-3
#include <stdio.h>

struct student
{
  int roll_no;
  int mark;
  struct student *p;
};

int main()
{
  struct student *stu;
  stu = malloc(sizeof(struct student));
}

What is the actual return value of malloc() for a structure type? How is it being assigned to the structure variable?

Now for the statement,

struct student *stu;

Memory allocation like stu with 4 bytes lets just say starting from 1000.

And for the statement

stu = malloc(sizeof(struct student));

First allocates block of memory, let's just say 2000 - 2012. Then the assignment part a pointer to 2000 stored at 1000.

This is how the assignment part works for malloc() and structure variable.

And now pointer i.e stu holding the starting address 2000. So now stu->roll_no will access the 1st 4 bytes and stu->mark will access the next 4 bytes and so on.

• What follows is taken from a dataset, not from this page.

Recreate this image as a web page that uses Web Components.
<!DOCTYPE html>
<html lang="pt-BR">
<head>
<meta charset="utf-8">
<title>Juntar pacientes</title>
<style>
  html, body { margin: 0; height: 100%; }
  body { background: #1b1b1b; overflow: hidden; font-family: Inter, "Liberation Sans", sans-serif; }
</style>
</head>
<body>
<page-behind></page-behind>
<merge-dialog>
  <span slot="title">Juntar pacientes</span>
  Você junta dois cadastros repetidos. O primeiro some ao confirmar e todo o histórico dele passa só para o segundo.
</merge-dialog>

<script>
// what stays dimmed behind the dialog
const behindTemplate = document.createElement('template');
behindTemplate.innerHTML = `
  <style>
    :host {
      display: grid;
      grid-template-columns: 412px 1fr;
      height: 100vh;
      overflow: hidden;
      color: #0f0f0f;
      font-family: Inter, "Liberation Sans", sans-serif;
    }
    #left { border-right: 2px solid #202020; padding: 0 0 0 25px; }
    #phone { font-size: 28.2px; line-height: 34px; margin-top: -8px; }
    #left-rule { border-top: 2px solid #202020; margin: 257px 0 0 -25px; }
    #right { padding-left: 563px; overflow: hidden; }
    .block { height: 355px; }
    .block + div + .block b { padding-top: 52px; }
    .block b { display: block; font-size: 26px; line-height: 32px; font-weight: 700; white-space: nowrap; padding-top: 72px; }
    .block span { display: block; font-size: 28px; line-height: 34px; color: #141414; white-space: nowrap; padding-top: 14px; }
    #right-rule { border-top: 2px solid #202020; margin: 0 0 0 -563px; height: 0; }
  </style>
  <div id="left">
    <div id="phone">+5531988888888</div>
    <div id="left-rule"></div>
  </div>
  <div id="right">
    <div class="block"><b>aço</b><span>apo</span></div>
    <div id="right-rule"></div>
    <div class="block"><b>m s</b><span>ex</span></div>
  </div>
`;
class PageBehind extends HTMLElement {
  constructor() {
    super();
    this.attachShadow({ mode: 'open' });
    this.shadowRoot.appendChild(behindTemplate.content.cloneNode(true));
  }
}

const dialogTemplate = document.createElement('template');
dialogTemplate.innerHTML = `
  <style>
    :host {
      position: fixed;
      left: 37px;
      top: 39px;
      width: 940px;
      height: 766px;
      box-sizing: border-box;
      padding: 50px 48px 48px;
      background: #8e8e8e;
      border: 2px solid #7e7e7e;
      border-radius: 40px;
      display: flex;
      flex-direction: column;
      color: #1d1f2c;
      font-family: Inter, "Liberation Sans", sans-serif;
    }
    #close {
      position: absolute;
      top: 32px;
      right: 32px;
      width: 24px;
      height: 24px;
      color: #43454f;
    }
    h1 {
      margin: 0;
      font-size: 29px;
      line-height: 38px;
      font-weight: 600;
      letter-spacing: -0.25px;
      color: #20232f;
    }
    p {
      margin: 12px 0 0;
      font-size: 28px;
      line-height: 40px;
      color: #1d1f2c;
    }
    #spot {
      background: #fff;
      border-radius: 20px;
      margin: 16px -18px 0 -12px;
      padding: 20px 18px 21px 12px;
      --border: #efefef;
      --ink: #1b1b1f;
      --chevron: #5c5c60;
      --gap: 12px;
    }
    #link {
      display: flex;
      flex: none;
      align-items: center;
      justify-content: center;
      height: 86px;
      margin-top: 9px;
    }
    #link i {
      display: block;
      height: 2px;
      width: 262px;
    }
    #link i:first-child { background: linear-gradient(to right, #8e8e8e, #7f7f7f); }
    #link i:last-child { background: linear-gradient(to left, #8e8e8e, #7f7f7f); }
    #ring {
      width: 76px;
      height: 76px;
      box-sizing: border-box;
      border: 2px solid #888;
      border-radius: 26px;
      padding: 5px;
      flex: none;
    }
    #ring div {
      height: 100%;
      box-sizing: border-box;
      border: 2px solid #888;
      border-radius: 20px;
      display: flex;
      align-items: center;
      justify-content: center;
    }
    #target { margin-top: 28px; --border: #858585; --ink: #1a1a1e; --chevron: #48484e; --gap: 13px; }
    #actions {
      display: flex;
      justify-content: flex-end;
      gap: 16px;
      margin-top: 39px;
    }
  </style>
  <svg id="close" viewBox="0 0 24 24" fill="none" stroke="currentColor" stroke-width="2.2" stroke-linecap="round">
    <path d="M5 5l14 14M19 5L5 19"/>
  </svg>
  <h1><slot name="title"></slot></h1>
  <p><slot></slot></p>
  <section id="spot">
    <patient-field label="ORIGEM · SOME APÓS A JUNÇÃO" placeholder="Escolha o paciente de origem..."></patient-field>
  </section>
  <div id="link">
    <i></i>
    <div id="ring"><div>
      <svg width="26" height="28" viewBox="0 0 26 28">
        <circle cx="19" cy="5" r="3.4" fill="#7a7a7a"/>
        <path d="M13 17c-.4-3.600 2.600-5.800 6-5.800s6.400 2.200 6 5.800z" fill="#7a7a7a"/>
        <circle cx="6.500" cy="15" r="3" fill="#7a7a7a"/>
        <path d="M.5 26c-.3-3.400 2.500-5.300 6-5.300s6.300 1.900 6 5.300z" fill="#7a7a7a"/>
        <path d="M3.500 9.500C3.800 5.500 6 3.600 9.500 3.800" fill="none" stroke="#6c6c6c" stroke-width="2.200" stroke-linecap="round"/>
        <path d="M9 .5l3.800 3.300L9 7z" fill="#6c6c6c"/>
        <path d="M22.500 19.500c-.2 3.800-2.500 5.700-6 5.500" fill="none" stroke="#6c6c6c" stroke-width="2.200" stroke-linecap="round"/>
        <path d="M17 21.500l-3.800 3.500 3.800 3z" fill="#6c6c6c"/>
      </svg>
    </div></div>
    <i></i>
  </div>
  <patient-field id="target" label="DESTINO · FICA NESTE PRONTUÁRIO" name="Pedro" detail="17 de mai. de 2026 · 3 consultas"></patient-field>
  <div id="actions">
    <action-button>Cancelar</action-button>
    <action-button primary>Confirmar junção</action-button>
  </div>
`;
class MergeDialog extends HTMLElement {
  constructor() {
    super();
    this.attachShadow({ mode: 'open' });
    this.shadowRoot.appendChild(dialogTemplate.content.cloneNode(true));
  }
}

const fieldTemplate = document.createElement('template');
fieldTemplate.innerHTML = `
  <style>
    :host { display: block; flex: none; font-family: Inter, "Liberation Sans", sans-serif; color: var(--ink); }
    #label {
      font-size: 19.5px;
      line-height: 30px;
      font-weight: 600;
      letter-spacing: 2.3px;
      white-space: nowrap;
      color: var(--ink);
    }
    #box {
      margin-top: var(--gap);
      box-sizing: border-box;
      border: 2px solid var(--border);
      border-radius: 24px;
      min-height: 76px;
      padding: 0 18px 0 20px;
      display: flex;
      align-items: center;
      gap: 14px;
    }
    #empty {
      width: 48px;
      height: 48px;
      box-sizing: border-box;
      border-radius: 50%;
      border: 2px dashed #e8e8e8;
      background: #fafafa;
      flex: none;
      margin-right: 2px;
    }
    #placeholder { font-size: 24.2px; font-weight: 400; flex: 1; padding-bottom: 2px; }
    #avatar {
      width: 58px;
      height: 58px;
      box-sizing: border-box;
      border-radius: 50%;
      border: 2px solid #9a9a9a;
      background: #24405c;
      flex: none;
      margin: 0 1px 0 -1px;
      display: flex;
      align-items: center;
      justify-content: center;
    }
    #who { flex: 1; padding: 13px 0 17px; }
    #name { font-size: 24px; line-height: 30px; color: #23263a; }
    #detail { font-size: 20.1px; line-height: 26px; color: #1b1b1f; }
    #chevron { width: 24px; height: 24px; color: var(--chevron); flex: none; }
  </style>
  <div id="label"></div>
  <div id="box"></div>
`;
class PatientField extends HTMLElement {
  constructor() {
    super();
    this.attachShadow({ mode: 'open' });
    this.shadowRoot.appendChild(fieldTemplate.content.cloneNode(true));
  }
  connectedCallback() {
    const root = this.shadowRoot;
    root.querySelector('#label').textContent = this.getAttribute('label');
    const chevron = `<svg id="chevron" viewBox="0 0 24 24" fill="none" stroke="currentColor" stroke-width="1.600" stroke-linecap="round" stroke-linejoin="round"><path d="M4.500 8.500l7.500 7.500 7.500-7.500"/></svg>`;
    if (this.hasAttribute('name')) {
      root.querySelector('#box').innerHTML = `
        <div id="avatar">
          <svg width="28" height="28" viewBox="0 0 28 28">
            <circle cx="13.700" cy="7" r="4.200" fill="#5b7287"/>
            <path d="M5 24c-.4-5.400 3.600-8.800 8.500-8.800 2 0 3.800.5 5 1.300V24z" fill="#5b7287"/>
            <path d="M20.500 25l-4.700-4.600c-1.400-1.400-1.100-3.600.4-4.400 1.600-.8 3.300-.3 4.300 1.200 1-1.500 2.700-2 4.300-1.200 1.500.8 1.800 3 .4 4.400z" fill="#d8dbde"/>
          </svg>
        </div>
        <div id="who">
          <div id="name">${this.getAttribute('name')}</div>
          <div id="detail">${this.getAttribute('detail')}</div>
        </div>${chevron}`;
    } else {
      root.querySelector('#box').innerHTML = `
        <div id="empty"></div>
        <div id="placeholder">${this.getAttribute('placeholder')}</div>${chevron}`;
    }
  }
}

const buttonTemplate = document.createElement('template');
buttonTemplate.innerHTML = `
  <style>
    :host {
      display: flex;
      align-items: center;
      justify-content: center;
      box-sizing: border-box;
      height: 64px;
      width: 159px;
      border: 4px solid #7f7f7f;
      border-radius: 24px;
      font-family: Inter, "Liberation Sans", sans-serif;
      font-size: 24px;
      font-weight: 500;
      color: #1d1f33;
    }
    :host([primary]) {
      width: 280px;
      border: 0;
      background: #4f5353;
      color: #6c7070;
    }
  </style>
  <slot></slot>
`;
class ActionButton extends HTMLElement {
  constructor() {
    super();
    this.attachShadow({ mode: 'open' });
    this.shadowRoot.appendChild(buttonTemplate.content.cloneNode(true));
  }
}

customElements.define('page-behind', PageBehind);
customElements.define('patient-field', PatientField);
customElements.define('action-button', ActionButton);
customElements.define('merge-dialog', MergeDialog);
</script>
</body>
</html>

The question is how does the compiler understand it, it's not like stu->roll_no is equivalent to *(stu+0) and stu->mark is equivalent to *(stu+1). Explanation to this will be much appreciated.

4
  • Struct student *stu; doesn't allocate anything but the pointer. – HolyBlackCat Jun 2 '19 at 17:14
  • Thanks for the precise answer. Now lets say Block of Memory(BOM) be from 2000 to 2012. Pointer i.e the stu holding the starting adr 2000. So now stu->roll_no will acess the 1st 4 bytes and stu->mark will access the next 4 bytes and so on. The question is how does the compiler will understand it, Its not like stu->roll_no is equivalent to *(stu+0) and stu->mark is equivalent to *(stu+1). Explanation to this will be much appreciated. – Praveen Kumar Karthikeyan Jun 3 '19 at 5:00
  • You didn't got the syntax right, but the compiler will indeed simply add some offset to the pointer and dereference it. stu->mark could be something like *((int *)stu + 1). – HolyBlackCat Jun 3 '19 at 13:12
  • Thank you for ur valuable time. – Praveen Kumar Karthikeyan Jun 6 '19 at 12:58
0

malloc() returns a pointer to a block of memory (void *) large enough to hold size (first argument) bytes regardless of what the argument is or what the result is being casted to.

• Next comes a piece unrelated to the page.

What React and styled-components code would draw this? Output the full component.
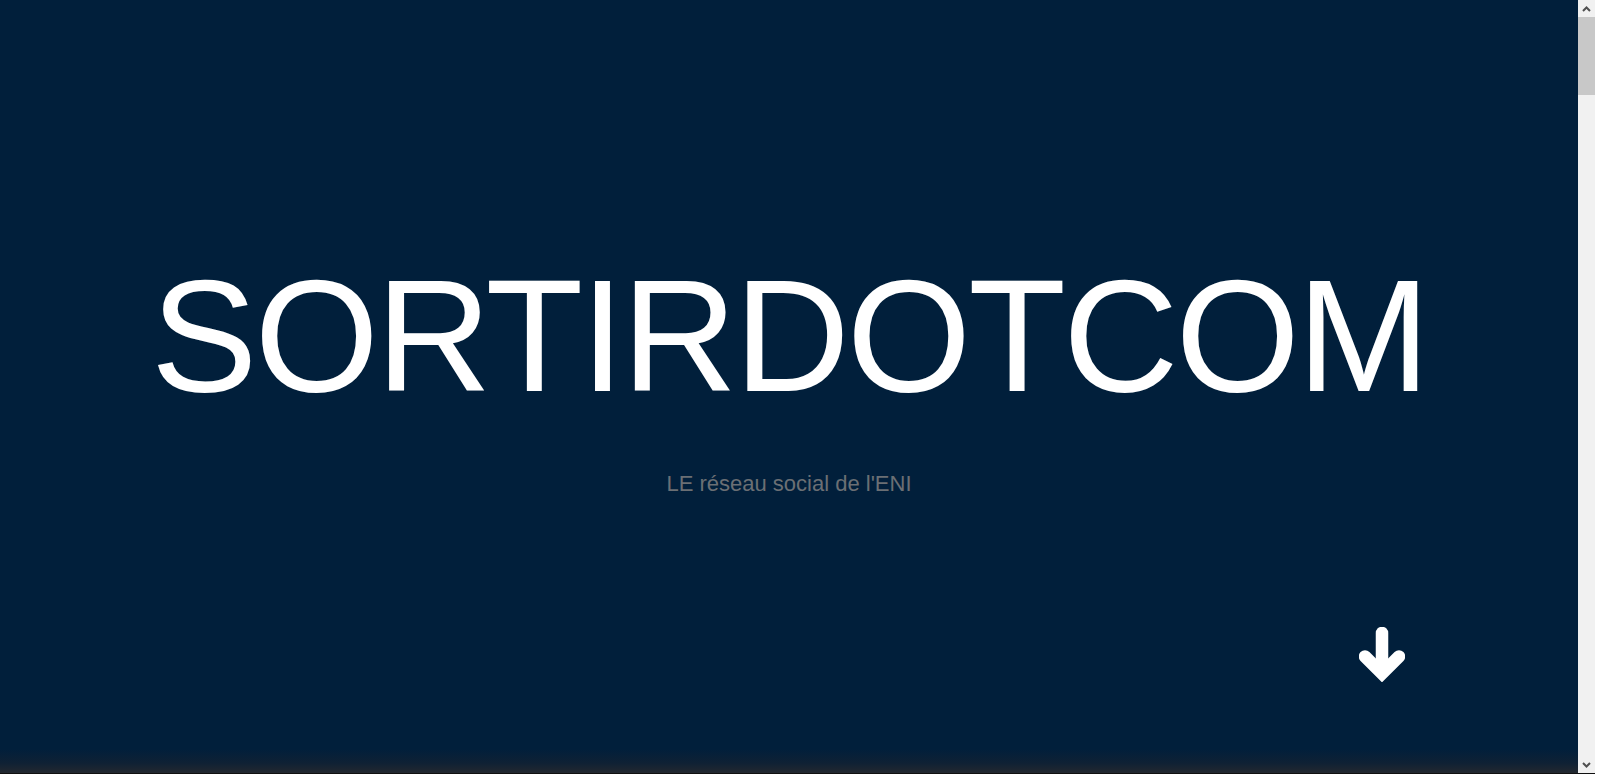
import React from 'react';
import styled, { createGlobalStyle } from 'styled-components';

const GlobalStyle = createGlobalStyle`
    html, body {
        margin: 0;
        padding: 0;
        height: 100%;
        overflow: hidden;
        background: #ffffff;
    }
    body {
        font-family: "Liberation Sans", Arial, sans-serif;
    }
`;

const Chevron = ({ up }) => (
    <svg width="9" height="6" viewBox="0 0 9 6">
        <path
            d={up ? "M1 5 L4.5 1.5 L8 5" : "M1 1 L4.5 4.5 L8 1"}
            fill="none"
            stroke="#505050"
            strokeWidth="2"
        />
    </svg>
);

const App = () => {
    return (
        <Page>
            <GlobalStyle />
            <Main>
                <Hero>
                    <Title>SORTIRDOTCOM</Title>
                    <Subtitle>LE réseau social de l'ENI</Subtitle>
                    <ScrollDown href="#about" aria-label="Descendre">
                        <svg width="46" height="55" viewBox="0 0 46 55">
                            <g fill="none" stroke="#ffffff" strokeWidth="12.5">
                                <line x1="23" y1="6" x2="23" y2="44" strokeLinecap="round" />
                                <polyline
                                    points="6,29.5 23,46.5 40,29.5"
                                    strokeLinecap="round"
                                    strokeLinejoin="miter"
                                />
                            </g>
                        </svg>
                    </ScrollDown>
                </Hero>
                <Section id="about" />
            </Main>
            <Rail>
                <RailButton><Chevron up /></RailButton>
                <Track>
                    <Thumb />
                </Track>
                <RailButton><Chevron /></RailButton>
            </Rail>
        </Page>
    );
};

//Styled Components
const Page = styled.div`
    display: flex;
    width: calc(100vw - 5px);
    height: calc(100vh - 1px);
    border-bottom: 1px solid #101010;
`;

const Main = styled.main`
    flex: 1;
    min-width: 0;
    overflow-y: auto;
    scrollbar-width: none;
    &::-webkit-scrollbar {
        display: none;
    }
`;

const Rail = styled.div`
    width: 17px;
    flex: none;
    display: flex;
    flex-direction: column;
    background: #f1f1f1;
`;

const RailButton = styled.div`
    height: 17px;
    display: flex;
    align-items: center;
    justify-content: center;
`;

const Track = styled.div`
    flex: 1;
`;

const Thumb = styled.div`
    height: 78px;
    background: #c8c8c8;
`;

const Hero = styled.header`
    height: 773px;
    box-sizing: border-box;
    padding-top: 256px;
    display: flex;
    flex-direction: column;
    align-items: center;
    background: linear-gradient(
        to bottom,
        #011f3b 0,
        #011f3b calc(100% - 24px),
        #0f2134 calc(100% - 10px),
        #23282f 100%
    );
`;

const Title = styled.h1`
    margin: 0;
    font-family: "Liberation Sans", Arial, sans-serif;
    font-weight: normal;
    font-size: 160px;
    line-height: 160px;
    letter-spacing: -3px;
    color: #ffffff;
`;

const Subtitle = styled.p`
    margin: 57px 0 0;
    font-size: 22px;
    line-height: 22px;
    color: #6b6f74;
`;

const ScrollDown = styled.a`
    align-self: flex-end;
    margin: 132px 173px 0 0;
    display: block;
    width: 46px;
    height: 55px;
    line-height: 0;
`;

const Section = styled.section`
    height: 6569px;
    background: #23282f;
`;

export default App;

For example, stu->roll_no would access the first four bytes (assuming int is 32-bit) of the allocated memory (assuming that the structure is not padded).

In C, void * pointers are implicitly converted into the pointer type of what they are assigned to.

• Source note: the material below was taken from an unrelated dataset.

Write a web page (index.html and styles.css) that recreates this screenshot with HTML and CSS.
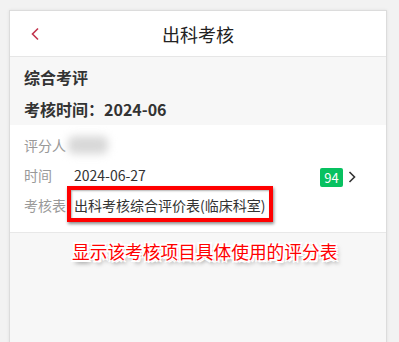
FILE: index.html
```html
<!DOCTYPE html>
<html lang="zh">
<head>
<meta charset="utf-8">
<link rel="stylesheet" href="styles.css">
</head>
<body>
<div class="card">
  <header class="nav">
    <svg class="back" width="10" height="14" viewBox="0 0 10 14"><path d="M8 1.5 L2.5 7 L8 12.5" fill="none" stroke="#c2334d" stroke-width="1.6"/></svg>
    <h1 class="title">出科考核</h1>
  </header>
  <section class="summary">
    <div class="sum-line">综合考评</div>
    <div class="sum-line">考核时间：2024-06</div>
  </section>
  <section class="detail">
    <div class="rows">
      <div class="row"><span class="label">评分人</span><span class="blur"></span></div>
      <div class="row"><span class="label">时间</span><span class="value">2024-06-27</span></div>
      <div class="row"><span class="label">考核表</span><span class="value">出科考核综合评价表(临床科室)</span></div>
    </div>
    <div class="score">
      <span class="badge">94</span>
      <svg class="chev" width="8" height="12" viewBox="0 0 8 12"><path d="M1.5 1 L6.5 6 L1.5 11" fill="none" stroke="#333" stroke-width="1.6"/></svg>
    </div>
    <div class="highlight"></div>
  </section>
  <div class="note">显示该考核项目具体使用的评分表</div>
</div>
</body>
</html>
```
FILE: styles.css
```css
html, body { margin: 0; padding: 0; }
body {
  background: #f2f2f2;
  font-family: "Noto Sans CJK SC", "Noto Sans", sans-serif;
  width: 399px; height: 342px; overflow: hidden;
}
.card {
  margin: 10px 0 0 9px;
  width: 376px;
  height: 340px;
  background: #f7f7f7;
  border: 1px solid #dcdcdc;
  box-shadow: 0 0 3px rgba(0,0,0,0.08);
  position: relative;
}
.nav {
  height: 45px;
  background: #fff;
  border-bottom: 1px solid #e6e6e6;
  display: flex; align-items: center; justify-content: center;
  position: relative;
}
.back { position: absolute; left: 20px; top: 16px; }
.title { margin: 0; font-size: 18px; font-weight: normal; color: #222; line-height: 1; }
.summary { padding: 4px 14px 0; height: 64px; }
.sum-line { font-size: 16px; font-weight: bold; color: #333; line-height: 32px; }
.detail {
  background: #fff;
  border-bottom: 1px solid #e8e8e8;
  padding: 5px 14px 12px;
  display: flex; align-items: center;
  position: relative;
}
.rows { flex: 1; }
.row { height: 30px; display: flex; align-items: center; font-size: 14px; }
.label { width: 50px; color: #999; }
.value { color: #333; }
.blur { width: 40px; height: 18px; margin-left: -6px; background: #d8d8d8; filter: blur(4px); border-radius: 6px; }
.score { display: flex; align-items: center; gap: 5px; margin-right: 16px; margin-top: 4px; }
.badge {
  background: #07c160; color: #fff; font-size: 13px;
  width: 23px; height: 19px; line-height: 19px; text-align: center; border-radius: 2px;
}
.highlight {
  position: absolute; left: 57px; top: 61px; width: 198px; height: 28px;
  border: 4px solid #f00; box-shadow: 1px 2px 3px rgba(0,0,0,0.45), inset 1px 1px 2px rgba(0,0,0,0.3);
}
.note {
  position: absolute; left: 62px; top: 228px;
  font-size: 17.7px; color: #f00; line-height: 24px;
  text-shadow: 1px 0 0 #fff, -1px 0 0 #fff, 0 1px 0 #fff, 0 -1px 0 #fff, 1px 1px 0 #fff, -1px -1px 0 #fff, 1px -1px 0 #fff, -1px 1px 0 #fff, 2px 2px 0 #fff, -2px -2px 0 #fff, 2px -2px 0 #fff, -2px 2px 0 #fff, 2px 3px 4px rgba(0,0,0,0.6);
}
```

Your understanding is correct except for this statement:

And for clarity sake, unlike a normal structure variable which will allocate 12 bytes for the struct student whereas a structure pointer variable allocates just 4 bytes.

The pointer to the structure is allocated on the stack in this case and the structure itself is allocated on the heap. If you had used a structure directly, it would allocate 12 bytes on the stack and no bytes on the heap.

You're correct on this:

it's not like stu->roll_no is equivalent to *(stu+0) and stu->mark is equivalent to *(stu+1)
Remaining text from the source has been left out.